Work to do -
Take the listing from its first line through the line that contains "const TEAL = '#0398ac';" and please retype those lines exactly, leaving out the pictures.

___

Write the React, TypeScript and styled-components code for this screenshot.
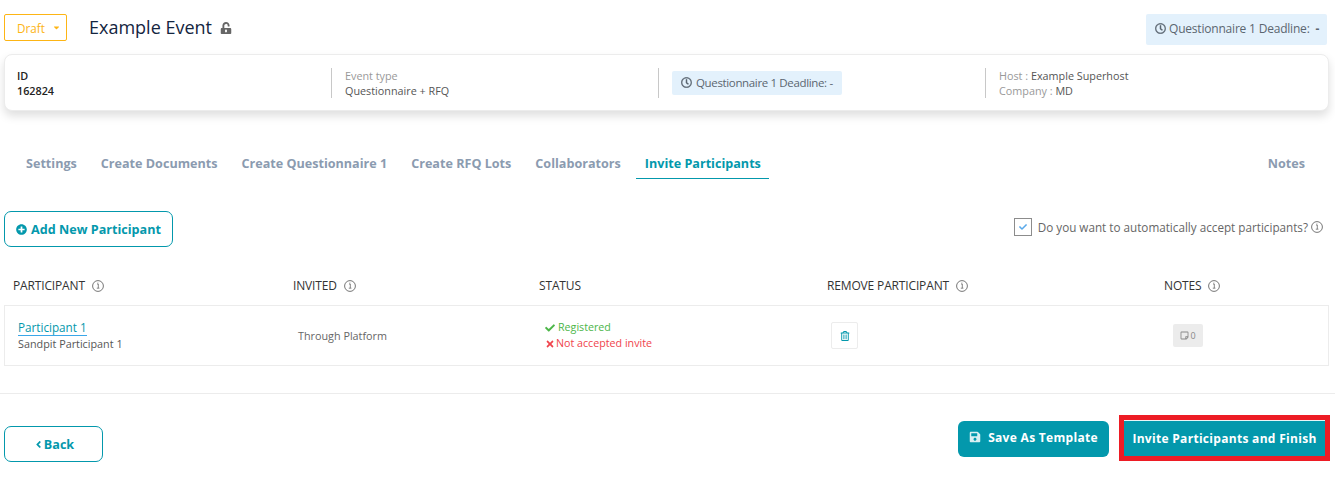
import styled, { createGlobalStyle } from 'styled-components';
import {
  FaAngleLeft,
  FaCaretDown,
  FaCheck,
  FaPlusCircle,
  FaRegClock,
  FaRegStickyNote,
  FaRegTrashAlt,
  FaSave,
  FaTimes,
  FaUnlockAlt
} from 'react-icons/fa';

const TEAL = '#0398ac';

const GlobalStyle = createGlobalStyle`
  html, body {
    margin: 0;
    padding: 0;
    background: #fff;
    font-family: "Open Sans", "Liberation Sans", sans-serif;
    color: #555;
    overflow: hidden;
  }
  * { box-sizing: border-box; }
`;

const Page = styled.div`
  width: 1335px;
  height: 477px;
  padding-top: 14px;
`;

const Header = styled.div`
  display: flex;
  align-items: flex-start;
  height: 31px;
  padding: 0 8px 0 4px;
`;

const StatusButton = styled.div`
  width: 63px;
  height: 27px;
  display: flex;
  align-items: center;
  gap: 7px;
  padding-left: 12px;
  border: 1px solid #fdb515;
  border-radius: 2px;
  color: #fdb515;
  font-size: 11.7px;
  svg { font-size: 9px; }
`;

const EventTitle = styled.div`
  display: flex;
  align-items: center;
  gap: 8px;
  height: 25px;
  margin-left: 22px;
  font-size: 18px;
  color: #14253f;
  svg { font-size: 12px; color: #666; margin-top: 2px; }
`;

const DeadlineChip = styled.div<{ $inCard?: boolean }>`
  display: flex;
  align-items: center;
  background: #e3f1fc;
  border-radius: 2px;
  color: #5b6670;
  ${props => props.$inCard ? `
    width: 170px;
    height: 24px;
    padding-left: 9px;
    gap: 4px;
    font-size: 11.5px;
    letter-spacing: -0.35px;
  ` : `
    width: 181px;
    height: 31px;
    padding: 0 0 2px 9px;
    gap: 3px;
    margin-left: auto;
    font-size: 12px;
    letter-spacing: -0.2px;
  `}
  svg { font-size: 11px; flex: none; stroke: currentColor; stroke-width: 12px; }
  b { font-weight: 700; margin-left: 3px; }
`;

const InfoCard = styled.div`
  display: grid;
  grid-template-columns: 326px repeat(3, 327px);
  align-items: center;
  width: 1325px;
  height: 57px;
  margin: 9px 0 0 4px;
  border: 1px solid #ececec;
  border-radius: 8px;
  background: #fff;
  box-shadow: 0 5px 10px rgba(0, 0, 0, 0.13);
`;

const InfoCell = styled.div<{ $first?: boolean }>`
  height: 30px;
  padding-left: 13px;
  display: flex;
  flex-direction: column;
  justify-content: center;
  font-size: 10.8px;
  line-height: 15px;
  color: #555;
  ${props => !props.$first && `border-left: 1px solid #c8c8c8;`}
  ${props => props.$first && `font-weight: 600; color: #222; padding-left: 12px;`}
`;

const Muted = styled.span`
  color: #999;
`;

const Tabs = styled.div`
  display: flex;
  align-items: flex-start;
  height: 40px;
  margin-top: 32px;
  padding: 0 30px 0 17px;
`;

const Tab = styled.div<{ $active?: boolean; $right?: boolean }>`
  height: 36px;
  padding: 12px 9px 0;
  margin-right: 6px;
  font-size: 12.6px;
  font-weight: 700;
  line-height: 18px;
  white-space: nowrap;
  color: ${props => (props.$active ? TEAL : '#8b9bb0')};
  ${props => props.$active && `border-bottom: 1px solid ${TEAL}; padding-right: 8px;`}
  ${props => props.$right && `margin: 0 0 0 auto; padding-right: 0;`}
`;

const ActionRow = styled.div`
  display: flex;
  align-items: flex-start;
  justify-content: space-between;
  height: 36px;
  margin-top: 28px;
  padding: 0 12px 0 4px;
`;

const OutlineButton = styled.div<{ $width: number; $gap: number }>`
  display: flex;
  align-items: center;
  justify-content: center;
  gap: ${props => props.$gap}px;
  width: ${props => props.$width}px;
  height: 36px;
  border: 1px solid ${TEAL};
  border-radius: 7px;
  color: ${TEAL};
  font-size: 12.6px;
  font-weight: 700;
  svg { font-size: 11px; }
`;

const AcceptLabel = styled.label`
  display: flex;
  align-items: center;
  gap: 6px;
  height: 18px;
  margin-top: 7px;
  font-size: 11.7px;
  color: #666;
`;

const CheckBox = styled.span`
  width: 18px;
  height: 18px;
  display: flex;
  align-items: center;
  justify-content: center;
  border: 1px solid #8c8c8c;
  color: #5aa9ea;
  svg { font-size: 8px; }
`;

const AcceptInfo = styled.span`
  display: flex;
  margin-left: -3px;
`;

const Columns = styled.div`
  display: grid;
  grid-template-columns: 280px 246px 288px 337px 1fr;
`;

const TableHead = styled(Columns)`
  height: 39px;
  margin-top: 19px;
  padding-left: 13px;
  align-items: center;
`;

const HeadCell = styled.div`
  display: flex;
  align-items: center;
  gap: 7px;
  font-size: 12px;
  letter-spacing: -0.15px;
  color: #333;
  svg { margin-top: 1px; }
`;

const Row = styled(Columns)`
  width: 1325px;
  height: 61px;
  margin-left: 4px;
  padding-left: 9px;
  border: 1px solid #ececec;
  align-items: center;
`;

const NameCell = styled.div`
  display: flex;
  flex-direction: column;
  align-items: flex-start;
  padding-left: 4px;
  font-size: 10.8px;
  line-height: 15px;
  color: #555;
`;

const NameLink = styled.a`
  font-size: 11.7px;
  line-height: 15px;
  color: ${TEAL};
  border-bottom: 1px solid #3aa7e8;
`;

const PlainCell = styled.div`
  padding-left: 4px;
  font-size: 10.8px;
  color: #666;
`;

const StatusCell = styled.div`
  display: flex;
  flex-direction: column;
  gap: 1px;
  padding-left: 5px;
  font-size: 10.7px;
  line-height: 15px;
`;

const StatusLine = styled.div<{ $color: string; $gap: number }>`
  display: flex;
  align-items: center;
  gap: ${props => props.$gap}px;
  color: ${props => props.$color};
  svg { font-size: 10px; }
`;

const TrashButton = styled.div`
  width: 27px;
  height: 27px;
  margin-left: 3px;
  display: flex;
  align-items: center;
  justify-content: center;
  border: 1px solid #ececec;
  border-radius: 2px;
  color: ${TEAL};
  font-size: 10px;
`;

const NoteBadge = styled.div`
  display: flex;
  align-items: center;
  justify-content: center;
  gap: 1px;
  width: 30px;
  height: 23px;
  margin-left: 8px;
  background: #ececec;
  border-radius: 2px;
  color: #888;
  font-size: 9px;
  svg { font-size: 9px; }
`;

const Divider = styled.hr`
  height: 1px;
  margin: 27px 0 0;
  border: 0;
  background: #ececec;
`;

const Footer = styled.div`
  display: flex;
  align-items: flex-start;
  margin-top: 21px;
  padding: 0 5px 0 4px;
`;

const BackSlot = styled.div`
  margin-top: 11px;
  margin-right: auto;
`;

const SaveButton = styled.div`
  display: flex;
  align-items: center;
  justify-content: center;
  gap: 7px;
  width: 151px;
  height: 36px;
  padding-bottom: 4px;
  margin-top: 6px;
  margin-right: 10px;
  background: ${TEAL};
  border-radius: 6px;
  color: #fff;
  font-size: 12px;
  font-weight: 700;
  letter-spacing: 0.3px;
  svg { font-size: 12px; opacity: 0.85; }
`;

const FinishButton = styled.div`
  display: flex;
  align-items: center;
  justify-content: center;
  width: 211px;
  height: 46px;
  background: ${TEAL};
  border: 5px solid #ed1c24;
  box-shadow: inset 0 1px 0 #e8f5f7;
  color: #fff;
  font-size: 12px;
  font-weight: 700;
  letter-spacing: 0.3px;
`;

const InfoIcon = () => (
  <svg width="12" height="12" viewBox="0 0 12 12" fill="none" style={{ flex: 'none' }}>
    <circle cx="6" cy="6" r="5.4" stroke="#666" strokeWidth="0.9" />
    <path d="M5 4h1.3v4M4.8 8.2h2.6M5.9 2.6v.7" stroke="#666" strokeWidth="0.8" />
  </svg>
);

const App = () => {
  return (
    <>
      <GlobalStyle />
      <Page>
        <Header>
          <StatusButton>
            Draft <FaCaretDown />
          </StatusButton>
          <EventTitle>
            Example Event <FaUnlockAlt />
          </EventTitle>
          <DeadlineChip>
            <FaRegClock /> Questionnaire 1 Deadline:<b>-</b>
          </DeadlineChip>
        </Header>

        <InfoCard>
          <InfoCell $first>
            <span>ID</span>
            <span>162824</span>
          </InfoCell>
          <InfoCell>
            <Muted>Event type</Muted>
            <span>Questionnaire + RFQ</span>
          </InfoCell>
          <InfoCell>
            <DeadlineChip $inCard>
              <FaRegClock /> Questionnaire 1 Deadline: -
            </DeadlineChip>
          </InfoCell>
          <InfoCell>
            <span><Muted>Host :</Muted> Example Superhost</span>
            <span><Muted>Company :</Muted> MD</span>
          </InfoCell>
        </InfoCard>

        <Tabs>
          <Tab>Settings</Tab>
          <Tab>Create Documents</Tab>
          <Tab>Create Questionnaire 1</Tab>
          <Tab>Create RFQ Lots</Tab>
          <Tab>Collaborators</Tab>
          <Tab $active>Invite Participants</Tab>
          <Tab $right>Notes</Tab>
        </Tabs>

        <ActionRow>
          <OutlineButton $width={169} $gap={4}>
            <FaPlusCircle /> Add New Participant
          </OutlineButton>
          <AcceptLabel>
            <CheckBox><FaCheck /></CheckBox>
            Do you want to automatically accept participants?
            <AcceptInfo><InfoIcon /></AcceptInfo>
          </AcceptLabel>
        </ActionRow>

        <TableHead>
          <HeadCell>PARTICIPANT <InfoIcon /></HeadCell>
          <HeadCell>INVITED <InfoIcon /></HeadCell>
          <HeadCell>STATUS</HeadCell>
          <HeadCell>REMOVE PARTICIPANT <InfoIcon /></HeadCell>
          <HeadCell>NOTES <InfoIcon /></HeadCell>
        </TableHead>

        <Row>
          <NameCell>
            <NameLink>Participant 1</NameLink>
            <span>Sandpit Participant 1</span>
          </NameCell>
          <PlainCell>Through Platform</PlainCell>
          <StatusCell>
            <StatusLine $color="#4cb648" $gap={3}><FaCheck /> Registered</StatusLine>
            <StatusLine $color="#f0444c" $gap={1}><FaTimes /> Not accepted invite</StatusLine>
          </StatusCell>
          <div><TrashButton><FaRegTrashAlt /></TrashButton></div>
          <div><NoteBadge><FaRegStickyNote /> 0</NoteBadge></div>
        </Row>

        <Divider />

        <Footer>
          <BackSlot>
            <OutlineButton $width={99} $gap={0}>
              <FaAngleLeft /> Back
            </OutlineButton>
          </BackSlot>
          <SaveButton><FaSave /> Save As Template</SaveButton>
          <FinishButton>Invite Participants and Finish</FinishButton>
        </Footer>
      </Page>
    </>
  );
};

export default App;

___

The solution -
Write the React, TypeScript and styled-components code for this screenshot.
import styled, { createGlobalStyle } from 'styled-components';
import {
  FaAngleLeft,
  FaCaretDown,
  FaCheck,
  FaPlusCircle,
  FaRegClock,
  FaRegStickyNote,
  FaRegTrashAlt,
  FaSave,
  FaTimes,
  FaUnlockAlt
} from 'react-icons/fa';

const TEAL = '#0398ac';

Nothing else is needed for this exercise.